» Required work
Determine which lines of the records include the word "with", and copy them.

» Pages as source code
• • • • • • •

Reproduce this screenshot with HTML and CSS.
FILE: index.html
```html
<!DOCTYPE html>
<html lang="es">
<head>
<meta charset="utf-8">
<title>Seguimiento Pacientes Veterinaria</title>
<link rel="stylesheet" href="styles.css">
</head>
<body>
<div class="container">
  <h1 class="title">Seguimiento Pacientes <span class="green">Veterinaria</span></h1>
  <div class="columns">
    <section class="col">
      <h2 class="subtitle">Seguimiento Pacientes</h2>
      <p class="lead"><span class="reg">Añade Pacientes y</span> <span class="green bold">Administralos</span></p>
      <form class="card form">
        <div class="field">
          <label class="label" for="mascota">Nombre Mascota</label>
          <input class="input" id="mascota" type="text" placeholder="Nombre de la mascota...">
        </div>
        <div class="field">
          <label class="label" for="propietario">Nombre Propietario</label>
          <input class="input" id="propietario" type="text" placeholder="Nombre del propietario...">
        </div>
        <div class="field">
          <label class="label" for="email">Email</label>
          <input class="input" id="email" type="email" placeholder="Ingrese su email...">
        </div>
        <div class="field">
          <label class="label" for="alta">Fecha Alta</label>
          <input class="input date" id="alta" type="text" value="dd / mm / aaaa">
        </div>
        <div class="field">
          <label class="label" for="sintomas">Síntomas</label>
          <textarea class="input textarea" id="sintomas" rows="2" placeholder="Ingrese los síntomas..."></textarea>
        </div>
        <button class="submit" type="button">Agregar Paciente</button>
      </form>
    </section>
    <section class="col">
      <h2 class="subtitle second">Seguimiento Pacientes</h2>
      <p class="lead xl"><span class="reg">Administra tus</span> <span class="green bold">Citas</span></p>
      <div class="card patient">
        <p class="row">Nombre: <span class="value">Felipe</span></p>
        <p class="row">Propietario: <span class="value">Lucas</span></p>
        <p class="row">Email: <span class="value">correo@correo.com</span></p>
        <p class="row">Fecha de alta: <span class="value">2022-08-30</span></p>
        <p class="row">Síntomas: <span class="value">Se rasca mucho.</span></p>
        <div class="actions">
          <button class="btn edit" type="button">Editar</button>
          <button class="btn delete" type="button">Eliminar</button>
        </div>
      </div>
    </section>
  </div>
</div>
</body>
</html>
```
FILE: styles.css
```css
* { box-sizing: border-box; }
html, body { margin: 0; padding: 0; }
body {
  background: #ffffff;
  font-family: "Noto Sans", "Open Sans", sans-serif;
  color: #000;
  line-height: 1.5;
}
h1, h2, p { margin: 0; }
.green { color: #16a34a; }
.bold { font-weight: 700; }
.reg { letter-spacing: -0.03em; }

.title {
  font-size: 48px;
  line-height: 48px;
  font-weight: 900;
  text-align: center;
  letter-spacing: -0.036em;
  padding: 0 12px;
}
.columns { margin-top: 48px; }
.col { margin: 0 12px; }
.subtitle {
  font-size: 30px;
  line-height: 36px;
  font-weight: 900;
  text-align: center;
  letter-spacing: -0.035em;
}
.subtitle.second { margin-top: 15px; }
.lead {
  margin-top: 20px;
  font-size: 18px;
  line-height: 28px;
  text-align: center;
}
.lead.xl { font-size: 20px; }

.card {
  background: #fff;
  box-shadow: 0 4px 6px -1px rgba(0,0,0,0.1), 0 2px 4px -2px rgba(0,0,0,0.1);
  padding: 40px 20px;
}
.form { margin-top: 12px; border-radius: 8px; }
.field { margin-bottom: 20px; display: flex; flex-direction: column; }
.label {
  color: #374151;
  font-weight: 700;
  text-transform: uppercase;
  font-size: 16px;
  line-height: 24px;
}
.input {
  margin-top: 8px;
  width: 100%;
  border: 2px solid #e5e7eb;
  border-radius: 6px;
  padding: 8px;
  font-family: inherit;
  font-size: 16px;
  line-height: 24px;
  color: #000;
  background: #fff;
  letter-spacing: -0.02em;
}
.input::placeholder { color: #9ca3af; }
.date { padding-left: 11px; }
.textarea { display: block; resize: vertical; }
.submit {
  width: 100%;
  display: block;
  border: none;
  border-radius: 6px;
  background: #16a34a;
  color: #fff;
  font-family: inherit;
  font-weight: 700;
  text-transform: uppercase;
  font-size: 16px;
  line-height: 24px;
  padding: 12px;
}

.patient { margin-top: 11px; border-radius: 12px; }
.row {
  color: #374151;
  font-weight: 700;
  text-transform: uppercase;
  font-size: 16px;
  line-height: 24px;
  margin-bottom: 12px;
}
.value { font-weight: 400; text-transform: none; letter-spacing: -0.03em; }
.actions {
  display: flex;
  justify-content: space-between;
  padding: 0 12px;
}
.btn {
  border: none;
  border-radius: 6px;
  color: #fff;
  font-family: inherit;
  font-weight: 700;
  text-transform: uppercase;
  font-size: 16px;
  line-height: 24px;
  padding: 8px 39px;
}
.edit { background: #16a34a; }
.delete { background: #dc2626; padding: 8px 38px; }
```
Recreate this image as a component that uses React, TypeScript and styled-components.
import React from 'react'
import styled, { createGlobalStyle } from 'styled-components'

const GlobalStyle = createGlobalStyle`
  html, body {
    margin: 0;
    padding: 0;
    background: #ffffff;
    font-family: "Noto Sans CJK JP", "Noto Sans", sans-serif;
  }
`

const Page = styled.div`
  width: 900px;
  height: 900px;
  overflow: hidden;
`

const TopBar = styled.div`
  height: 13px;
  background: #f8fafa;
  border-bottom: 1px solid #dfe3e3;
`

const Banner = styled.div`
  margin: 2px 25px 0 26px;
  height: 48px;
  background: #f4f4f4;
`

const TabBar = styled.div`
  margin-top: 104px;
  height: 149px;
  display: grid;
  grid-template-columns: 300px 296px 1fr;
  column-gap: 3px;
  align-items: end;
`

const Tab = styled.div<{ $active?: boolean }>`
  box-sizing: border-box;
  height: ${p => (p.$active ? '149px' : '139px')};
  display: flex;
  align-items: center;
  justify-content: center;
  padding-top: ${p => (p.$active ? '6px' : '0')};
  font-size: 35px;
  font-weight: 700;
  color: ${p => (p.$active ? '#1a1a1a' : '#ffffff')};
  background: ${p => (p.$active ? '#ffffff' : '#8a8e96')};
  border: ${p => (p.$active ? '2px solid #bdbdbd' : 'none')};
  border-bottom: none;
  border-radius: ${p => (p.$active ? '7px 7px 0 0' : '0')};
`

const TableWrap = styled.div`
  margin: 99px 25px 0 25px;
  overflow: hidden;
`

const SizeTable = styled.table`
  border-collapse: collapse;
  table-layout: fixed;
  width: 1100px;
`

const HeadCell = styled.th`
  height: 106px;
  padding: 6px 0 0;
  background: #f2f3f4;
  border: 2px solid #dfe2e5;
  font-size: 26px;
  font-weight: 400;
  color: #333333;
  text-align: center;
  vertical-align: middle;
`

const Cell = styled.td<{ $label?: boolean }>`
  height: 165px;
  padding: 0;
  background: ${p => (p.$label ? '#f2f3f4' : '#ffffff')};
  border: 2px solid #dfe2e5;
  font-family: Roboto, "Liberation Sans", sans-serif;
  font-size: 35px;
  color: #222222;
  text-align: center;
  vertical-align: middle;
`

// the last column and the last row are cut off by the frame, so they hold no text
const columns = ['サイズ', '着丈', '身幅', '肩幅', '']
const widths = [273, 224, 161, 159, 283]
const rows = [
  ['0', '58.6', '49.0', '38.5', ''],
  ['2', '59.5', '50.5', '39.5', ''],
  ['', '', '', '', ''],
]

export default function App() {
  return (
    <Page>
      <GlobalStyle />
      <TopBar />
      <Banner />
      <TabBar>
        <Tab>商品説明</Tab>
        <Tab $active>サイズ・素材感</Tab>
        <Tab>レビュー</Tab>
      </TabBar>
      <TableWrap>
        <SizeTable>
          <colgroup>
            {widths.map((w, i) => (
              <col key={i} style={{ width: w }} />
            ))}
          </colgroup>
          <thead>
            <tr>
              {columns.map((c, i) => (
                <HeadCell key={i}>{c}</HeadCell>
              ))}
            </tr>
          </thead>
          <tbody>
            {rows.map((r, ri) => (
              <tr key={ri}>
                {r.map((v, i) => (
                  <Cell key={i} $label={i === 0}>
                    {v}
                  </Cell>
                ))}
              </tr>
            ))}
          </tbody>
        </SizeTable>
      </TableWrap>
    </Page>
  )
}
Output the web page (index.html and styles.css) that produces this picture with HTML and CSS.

• • • • • • •

» Output of the task
Reproduce this screenshot with HTML and CSS.
Output the web page (index.html and styles.css) that produces this picture with HTML and CSS.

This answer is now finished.